Первая попытка коммунистической революции на Западе была не последней, но итог известен — никогда такой революции не суждено было состояться ни в одной из западных стран. Единственное место, где левая идея получила иное развитие — это Россия
Мы живем в эпоху невероятного роста психологического фактора в политике. Власть на современном этапе меняет свою природу — она становится неявной, незаметной. Ключ к осуществлению власти находится в психике людей. Всё менее важны внешние атрибуты власти, ее наглядная, показательная демонстрация, торжество насильственно навязанного и всем очевидного господства. Всё более важно проникновение внутрь личности и достижение целей власти на уровне тех процессов, которые существуют внутри личности или запускаются в ней. Возможно, что очень скоро никакая реальная политическая борьба будет невозможна без психологической борьбы за то или иное внутреннее движение каждого человека.

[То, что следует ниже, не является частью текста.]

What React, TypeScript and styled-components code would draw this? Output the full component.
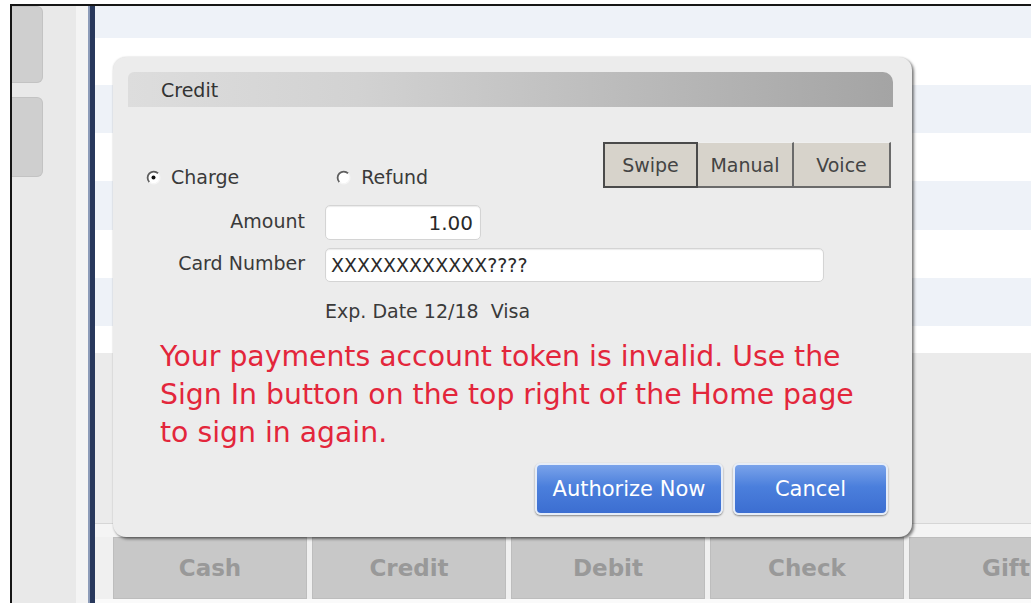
import React from "react";
import styled, { createGlobalStyle } from "styled-components";

const GlobalStyle = createGlobalStyle`
  html, body {
    margin: 0;
    padding: 0;
    background: #ffffff;
  }

  body {
    font-family: "DejaVu Sans", Verdana, sans-serif;
  }
`;

const Screen = styled.div`
  width: 1031px;
  height: 603px;
  box-sizing: border-box;
  padding: 4px 0 0 10px;
  overflow: hidden;
  background: #ffffff;
`;

const Frame = styled.div`
  display: flex;
  height: 100%;
  border-top: 2px solid #161616;
  border-left: 2px solid #161616;
`;

const Sidebar = styled.div`
  width: 76px;
  display: flex;
  background: #e9e9e9;
`;

const SideButtons = styled.div`
  width: 31px;
  display: flex;
  flex-direction: column;
  gap: 14px;
`;

const SideButton = styled.div<{ $h: number }>`
  height: ${(p) => p.$h}px;
  box-sizing: border-box;
  background: #cfcfcf;
  border: 1px solid #c3c3c3;
  border-left: none;
  border-radius: 0 6px 6px 0;
`;

const SideStrip = styled.div`
  width: 12px;
  margin-left: auto;
  background: #f4f4f4;
`;

const Divider = styled.div`
  width: 5px;
  background: #28385c;
  border-left: 2px solid #8d9cb9;
`;

const Main = styled.div`
  position: relative;
  flex: 1;
  display: flex;
  flex-direction: column;
  min-width: 0;
`;

const Rows = styled.div`
  display: flex;
  flex-direction: column;
`;

const Row = styled.div<{ $h: number; $alt: boolean }>`
  height: ${(p) => p.$h}px;
  background: ${(p) => (p.$alt ? "#eef2f8" : "#ffffff")};
`;

const Panel = styled.div`
  flex: 1;
  background: #ebebeb;
`;

const PanelFoot = styled.div`
  height: 13px;
  background: #f4f4f4;
  border-top: 1px solid #d6d6d6;
`;

const PayBar = styled.div`
  height: 62px;
  display: flex;
  gap: 5px;
  padding-left: 18px;
  background: #f0f0f0;
`;

const PayButton = styled.div`
  flex: 0 0 194px;
  box-sizing: border-box;
  display: flex;
  align-items: center;
  justify-content: center;
  background: #c8c8c8;
  border: 1px solid #bdbdbd;
  color: #999999;
  font-size: 23px;
  font-weight: bold;
`;

const PageBottom = styled.div`
  height: 6px;
  background: #fafafa;
`;

/* modal */

const Dialog = styled.div`
  position: absolute;
  left: 18px;
  top: 51px;
  width: 799px;
  height: 480px;
  box-sizing: border-box;
  display: flex;
  flex-direction: column;
  padding: 15px 21px 22px 0;
  background: #ececec;
  border-radius: 13px;
  box-shadow: 2px 2px 3px rgba(0, 0, 0, 0.5), 0 0 2px rgba(0, 0, 0, 0.15);
  color: #3a3a3a;
  font-size: 19px;
`;

const TitleBar = styled.div`
  height: 35px;
  margin: 0 -2px 0 15px;
  display: flex;
  align-items: center;
  padding-left: 33px;
  background: linear-gradient(to right, #dddddd, #d2d2d2 30%, #a4a4a4);
  border-radius: 6px 10px 0 0;
  color: #333333;
`;

const TopRow = styled.div`
  height: 46px;
  margin-top: 35px;
  display: flex;
  align-items: flex-end;
  padding-left: 33px;
`;

const RadioGroup = styled.div`
  display: flex;
  gap: 97px;
  height: 22px;
`;

const RadioItem = styled.label`
  display: flex;
  align-items: center;
  gap: 10px;
  line-height: 22px;
`;

const Segments = styled.div`
  margin-left: auto;
  display: flex;
  height: 46px;
`;

const Segment = styled.div<{ $w: number; $active?: boolean }>`
  width: ${(p) => p.$w}px;
  box-sizing: border-box;
  display: flex;
  align-items: center;
  justify-content: center;
  background: #d7d3cb;
  color: #444444;
  border-top: ${(p) => (p.$active ? "2px solid #4a4a4a" : "1px solid #efefef")};
  border-left: ${(p) => (p.$active ? "2px solid #4a4a4a" : "none")};
  border-right: 2px solid ${(p) => (p.$active ? "#4a4a4a" : "#6a6a6a")};
  border-bottom: 2px solid ${(p) => (p.$active ? "#4a4a4a" : "#6a6a6a")};
`;

const Form = styled.div`
  margin-top: 17px;
  display: grid;
  grid-template-columns: 192px 1fr;
  column-gap: 20px;
  row-gap: 8px;
  align-items: center;
`;

const FieldLabel = styled.div`
  text-align: right;
  margin-top: -4px;
`;

const Field = styled.div<{ $w: number; $h: number; $right?: boolean }>`
  width: ${(p) => p.$w}px;
  height: ${(p) => p.$h}px;
  box-sizing: border-box;
  display: flex;
  align-items: center;
  justify-content: ${(p) => (p.$right ? "flex-end" : "flex-start")};
  padding: 0 7px 0 5px;
  background: #ffffff;
  border: 1px solid #d4d4d4;
  border-radius: 5px;
  box-shadow: inset 0 1px 1px rgba(0, 0, 0, 0.08);
  color: #2a2a2a;
  font-size: ${(p) => (p.$right ? 20 : 19)}px;
`;

const CardMeta = styled.div`
  grid-column: 2;
  margin-top: 10px;
  line-height: 22px;
  white-space: pre;
`;

const ErrorText = styled.p`
  margin: 16px 0 0 47px;
  width: 715px;
  color: #e3263b;
  font-size: 28.3px;
  line-height: 38px;
`;

const Actions = styled.div`
  margin-top: auto;
  display: flex;
  justify-content: flex-end;
  gap: 10px;
  padding-right: 3px;
`;

const ActionButton = styled.button<{ $w: number }>`
  width: ${(p) => p.$w}px;
  height: 52px;
  box-sizing: border-box;
  border: 2px solid #e6edf8;
  border-radius: 6px;
  background: linear-gradient(#7aa3ea, #4b7fdc 45%, #3c6ed1);
  box-shadow: 0 1px 2px rgba(0, 0, 0, 0.45);
  color: #ffffff;
  font-family: "DejaVu Sans", Verdana, sans-serif;
  font-size: 21px;
  cursor: pointer;
`;

// classic sunken radio: dark arc on the upper left, light on the lower right
const RadioMark = ({ checked }: { checked?: boolean }) => (
  <svg width="15" height="15" viewBox="0 0 15 15">
    <circle cx="7.5" cy="7.5" r="6" fill="#ffffff" />
    <path
      d="M12.1 3.4 A6 6 0 0 0 3.4 12.1"
      fill="none"
      stroke="#5e5e5e"
      strokeWidth="1.8"
    />
    <path
      d="M3.4 12.1 A6 6 0 0 0 12.1 3.4"
      fill="none"
      stroke="#f6f6f6"
      strokeWidth="1.4"
    />
    {checked && <circle cx="7.5" cy="7.5" r="2" fill="#111111" />}
  </svg>
);

const rowHeights = [32, 47, 48, 48, 49, 48, 48, 27];
const payTypes = ["Cash", "Credit", "Debit", "Check", "Gift"];

const App = () => {
  return (
    <>
      <GlobalStyle />
      <Screen>
        <Frame>
          <Sidebar>
            <SideButtons>
              <SideButton $h={77} />
              <SideButton $h={80} />
            </SideButtons>
            <SideStrip />
          </Sidebar>
          <Divider />
          <Main>
            <Rows>
              {rowHeights.map((h, i) => (
                <Row key={i} $h={h} $alt={i % 2 === 0} />
              ))}
            </Rows>
            <Panel />
            <PanelFoot />
            <PayBar>
              {payTypes.map((t) => (
                <PayButton key={t}>{t}</PayButton>
              ))}
            </PayBar>
            <PageBottom />

            <Dialog>
              <TitleBar>Credit</TitleBar>
              <TopRow>
                <RadioGroup>
                  <RadioItem>
                    <RadioMark checked />
                    Charge
                  </RadioItem>
                  <RadioItem>
                    <RadioMark />
                    Refund
                  </RadioItem>
                </RadioGroup>
                <Segments>
                  <Segment $w={95} $active>
                    Swipe
                  </Segment>
                  <Segment $w={96}>Manual</Segment>
                  <Segment $w={97}>Voice</Segment>
                </Segments>
              </TopRow>
              <Form>
                <FieldLabel>Amount</FieldLabel>
                <Field $w={156} $h={35} $right>
                  1.00
                </Field>
                <FieldLabel>Card Number</FieldLabel>
                <Field $w={499} $h={34}>
                  XXXXXXXXXXXX????
                </Field>
                <CardMeta>{"Exp. Date 12/18  Visa"}</CardMeta>
              </Form>
              <ErrorText>
                Your payments account token is invalid. Use the Sign In button
                on the top right of the Home page to sign in again.
              </ErrorText>
              <Actions>
                <ActionButton $w={188}>Authorize Now</ActionButton>
                <ActionButton $w={155}>Cancel</ActionButton>
              </Actions>
            </Dialog>
          </Main>
        </Frame>
      </Screen>
    </>
  );
};

export default App;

Как уже говорилось, в XX веке западная политическая повестка сдвинулась от борьбы за свободу от внешнего принуждения и закрепощения к борьбе за свободу внутри самой человеческой личности и в системе ее повседневной жизни и отношений. На повестку дня вместо борьбы с общественными институтами, закрепляющими политическое подчинение человека власти, встала борьба с собственным внутренним стремлением человека подчиниться. А также борьба с существующей нравственностью, связанной со сферой брака и половых отношений, представлениями о достойном поведении человека в обществе.
Значительную роль в этой трансформации сыграла левая идеология. Западная мысль и западные общества специфическим способом взяли на вооружение левые идеи, главной из которых был марксизм и коммунизм.
Изначально коммунистические идеи привлекли к себе умы как высшее воплощение главного устремления западного мира в эпоху Нового времени — устремления к свободе человека. Коммунистические идеи доводили эту мечту о свободе до логического предела.
Еще Гюго писал о том, что политическая логика развития Великой французской революции, доведенная до конца, привела бы к власти Гракха Бабёфа, который уже тогда, в 1790-е годы, провозгласил своей программой отмену частной собственности и уравнительный коммунизм. До этого такие перспективы выражали только в утопических сочинениях; Бабёф впервые попытался реализовать их в практической политике. Он настаивал на том, что даже якобинцы — наиболее радикальная группа в пределах французского революционного движения — недостаточно радикальны. Что они слишком мало заботятся в своей политике об интересах беднейшей части населения Франции. Бабёф собрал группу заговорщиков, которая должна была возглавить восстание бедноты. Однако один из членов группы предал ее, и Бабёф был казнен на гильотине. Эта первая попытка коммунистической революции на Западе была не последней, но итог известен — никогда такой революции не суждено было состояться ни в одной из западных стран.
И всё же в XX веке произошла определенная странная инфильтрация левых идей в сознание и бытие западных обществ. Левые идеи взяли на вооружение те самые идеологи, которые заявили о необходимости «переместить» борьбу за свободу с политической территории на территорию семьи и психики каждого человека. Левая идея, «высказанная» на языке восстания масс, на языке революции угнетенных классов, не получила в западном мире достаточно широкой базы поддержки и отклика. Зато когда ее стали использовать в определенном соединении с психоанализом для обоснования «освобождения» от сексуальной эксплуатации, а затем и от общепринятых сексуальных ограничений; для обоснования борьбы против всякой идеологии в самом широком ее понимании, вплоть до борьбы с воспитанием детей в русле каких-то определенных ценностей (а те, кто провозглашал, что нужно отменить всё это, прямо ссылались на Маркса!) — вот тут «коммунистичность» была весьма охотно акцептирована западными обществами.
Многие феминистки на Западе считают себя «левыми» и начинали как сторонницы Маркса. Мы обсуждали, что, выдвигая перспективу власти женщин, феминизм преподносит ее как нечто принципиально отличающееся от власти мужчин при патриархате. Грядущая власть женщин преподносится как система всеобщего равенства, при которой мужчине, наравне с женщиной, уготована роль сына «великой Богини». Он наслаждается «прелестью сыновства», живя в почтении к породившей его природе, смиренно принимая с ее стороны и благосклонность, и жестокость.